WHAT IS REQUIRED | Extract every line below that contains the word "styles".

..............................

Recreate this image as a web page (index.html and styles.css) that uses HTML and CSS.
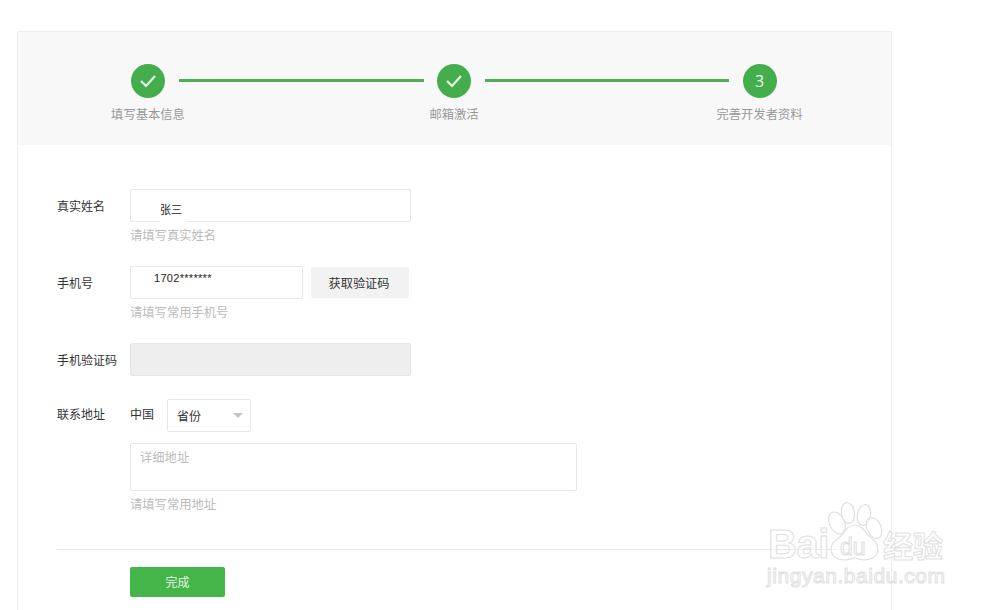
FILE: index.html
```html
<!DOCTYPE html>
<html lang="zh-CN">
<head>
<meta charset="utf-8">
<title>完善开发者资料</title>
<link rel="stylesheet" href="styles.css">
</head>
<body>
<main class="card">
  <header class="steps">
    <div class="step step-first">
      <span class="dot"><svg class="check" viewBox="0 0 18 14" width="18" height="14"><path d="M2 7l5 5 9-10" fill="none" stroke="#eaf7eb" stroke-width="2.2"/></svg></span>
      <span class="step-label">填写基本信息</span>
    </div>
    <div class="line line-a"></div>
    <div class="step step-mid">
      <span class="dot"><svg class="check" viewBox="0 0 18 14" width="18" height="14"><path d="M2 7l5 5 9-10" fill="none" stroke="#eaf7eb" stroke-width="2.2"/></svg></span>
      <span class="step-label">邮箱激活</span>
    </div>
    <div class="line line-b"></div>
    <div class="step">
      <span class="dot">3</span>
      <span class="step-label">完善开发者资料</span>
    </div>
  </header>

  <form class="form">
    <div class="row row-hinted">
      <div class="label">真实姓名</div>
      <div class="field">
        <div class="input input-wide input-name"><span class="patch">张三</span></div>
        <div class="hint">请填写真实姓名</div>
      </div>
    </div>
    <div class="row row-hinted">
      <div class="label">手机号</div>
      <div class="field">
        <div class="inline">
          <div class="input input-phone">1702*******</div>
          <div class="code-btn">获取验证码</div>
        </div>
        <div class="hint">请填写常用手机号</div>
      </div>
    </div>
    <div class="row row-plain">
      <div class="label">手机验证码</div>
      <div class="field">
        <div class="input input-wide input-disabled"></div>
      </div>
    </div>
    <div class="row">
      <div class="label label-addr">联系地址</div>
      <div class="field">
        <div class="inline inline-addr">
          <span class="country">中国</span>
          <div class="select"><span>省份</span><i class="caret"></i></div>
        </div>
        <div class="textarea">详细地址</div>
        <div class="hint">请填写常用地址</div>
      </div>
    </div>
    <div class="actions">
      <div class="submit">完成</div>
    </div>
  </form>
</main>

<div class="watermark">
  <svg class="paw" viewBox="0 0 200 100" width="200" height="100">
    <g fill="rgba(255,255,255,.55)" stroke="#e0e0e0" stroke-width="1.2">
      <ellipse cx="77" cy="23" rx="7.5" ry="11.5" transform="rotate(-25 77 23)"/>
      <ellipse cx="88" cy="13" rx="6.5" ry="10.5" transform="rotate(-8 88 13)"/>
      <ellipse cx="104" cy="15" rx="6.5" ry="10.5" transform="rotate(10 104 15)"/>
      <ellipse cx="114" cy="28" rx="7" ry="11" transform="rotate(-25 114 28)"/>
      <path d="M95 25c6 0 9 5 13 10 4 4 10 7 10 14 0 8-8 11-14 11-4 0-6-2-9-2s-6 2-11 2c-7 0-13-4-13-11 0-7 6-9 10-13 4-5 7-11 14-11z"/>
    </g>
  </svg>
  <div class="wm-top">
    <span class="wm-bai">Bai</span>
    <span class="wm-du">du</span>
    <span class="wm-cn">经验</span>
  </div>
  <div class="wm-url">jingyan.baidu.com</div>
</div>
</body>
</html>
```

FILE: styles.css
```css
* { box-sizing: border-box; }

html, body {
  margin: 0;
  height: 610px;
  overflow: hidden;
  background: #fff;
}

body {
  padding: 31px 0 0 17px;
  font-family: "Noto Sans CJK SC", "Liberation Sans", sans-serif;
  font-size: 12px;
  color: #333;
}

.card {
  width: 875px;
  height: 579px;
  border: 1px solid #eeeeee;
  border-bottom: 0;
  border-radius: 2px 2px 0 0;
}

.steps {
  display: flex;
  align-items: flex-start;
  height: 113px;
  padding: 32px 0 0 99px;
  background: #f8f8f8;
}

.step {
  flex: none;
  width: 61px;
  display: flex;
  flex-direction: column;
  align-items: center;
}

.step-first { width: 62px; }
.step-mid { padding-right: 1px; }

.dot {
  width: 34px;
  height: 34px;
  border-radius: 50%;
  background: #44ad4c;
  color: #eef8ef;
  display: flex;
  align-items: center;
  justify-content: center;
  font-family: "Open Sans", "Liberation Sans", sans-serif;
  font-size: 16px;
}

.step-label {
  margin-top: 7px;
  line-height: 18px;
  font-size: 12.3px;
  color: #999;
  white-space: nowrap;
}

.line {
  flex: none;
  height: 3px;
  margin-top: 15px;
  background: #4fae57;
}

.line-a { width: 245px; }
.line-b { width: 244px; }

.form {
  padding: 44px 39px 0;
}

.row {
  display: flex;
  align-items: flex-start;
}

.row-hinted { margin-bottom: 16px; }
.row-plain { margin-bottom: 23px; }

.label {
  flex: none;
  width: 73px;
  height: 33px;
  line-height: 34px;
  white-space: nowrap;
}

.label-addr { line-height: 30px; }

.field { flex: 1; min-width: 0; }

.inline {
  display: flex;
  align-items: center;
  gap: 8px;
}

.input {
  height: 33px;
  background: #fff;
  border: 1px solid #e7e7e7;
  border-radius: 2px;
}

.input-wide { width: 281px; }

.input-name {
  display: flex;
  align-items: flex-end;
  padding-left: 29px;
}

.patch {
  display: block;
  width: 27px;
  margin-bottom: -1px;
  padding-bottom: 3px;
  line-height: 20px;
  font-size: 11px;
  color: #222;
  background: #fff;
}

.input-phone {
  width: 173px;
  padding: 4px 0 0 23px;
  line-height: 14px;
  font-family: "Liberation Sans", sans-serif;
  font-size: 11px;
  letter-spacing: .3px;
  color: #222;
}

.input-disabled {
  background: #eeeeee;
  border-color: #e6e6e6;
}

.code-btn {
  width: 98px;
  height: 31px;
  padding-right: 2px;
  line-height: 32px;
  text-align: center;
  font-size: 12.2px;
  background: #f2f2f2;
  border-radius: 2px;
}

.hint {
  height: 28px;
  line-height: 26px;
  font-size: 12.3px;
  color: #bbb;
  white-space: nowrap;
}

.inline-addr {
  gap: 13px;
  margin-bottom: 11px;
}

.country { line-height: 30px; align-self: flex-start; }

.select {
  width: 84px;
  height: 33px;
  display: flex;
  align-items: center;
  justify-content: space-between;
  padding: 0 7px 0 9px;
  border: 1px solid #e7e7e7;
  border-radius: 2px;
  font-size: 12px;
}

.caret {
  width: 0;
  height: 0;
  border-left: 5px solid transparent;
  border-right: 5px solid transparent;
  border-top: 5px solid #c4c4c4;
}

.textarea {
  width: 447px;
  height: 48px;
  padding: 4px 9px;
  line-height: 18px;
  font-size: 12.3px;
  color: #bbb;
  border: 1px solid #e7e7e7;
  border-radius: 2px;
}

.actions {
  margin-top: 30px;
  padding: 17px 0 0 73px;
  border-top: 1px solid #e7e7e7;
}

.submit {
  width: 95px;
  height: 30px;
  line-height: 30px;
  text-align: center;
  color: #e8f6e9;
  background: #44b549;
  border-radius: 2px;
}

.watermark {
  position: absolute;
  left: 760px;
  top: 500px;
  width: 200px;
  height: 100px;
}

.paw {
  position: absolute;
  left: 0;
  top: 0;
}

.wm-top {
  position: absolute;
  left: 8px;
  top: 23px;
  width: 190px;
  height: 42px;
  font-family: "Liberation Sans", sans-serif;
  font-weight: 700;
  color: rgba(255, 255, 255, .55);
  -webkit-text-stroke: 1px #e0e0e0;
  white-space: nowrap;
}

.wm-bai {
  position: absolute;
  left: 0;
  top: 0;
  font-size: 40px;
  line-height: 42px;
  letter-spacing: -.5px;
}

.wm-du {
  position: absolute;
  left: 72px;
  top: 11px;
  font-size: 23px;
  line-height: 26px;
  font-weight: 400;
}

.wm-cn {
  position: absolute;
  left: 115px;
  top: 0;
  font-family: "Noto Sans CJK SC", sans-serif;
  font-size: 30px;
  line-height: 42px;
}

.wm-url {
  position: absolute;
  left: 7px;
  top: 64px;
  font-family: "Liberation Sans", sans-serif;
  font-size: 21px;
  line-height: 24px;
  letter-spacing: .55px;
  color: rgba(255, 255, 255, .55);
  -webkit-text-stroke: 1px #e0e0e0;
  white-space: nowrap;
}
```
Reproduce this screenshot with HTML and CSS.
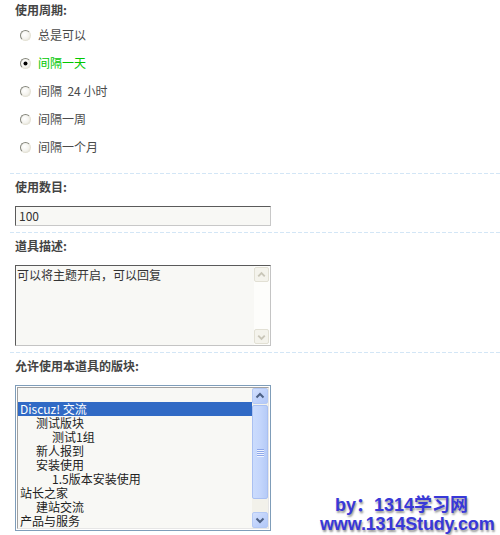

..............................

ANSWER TO THIS PROBLEM |
Recreate this image as a web page (index.html and styles.css) that uses HTML and CSS.
<link rel="stylesheet" href="styles.css">
FILE: styles.css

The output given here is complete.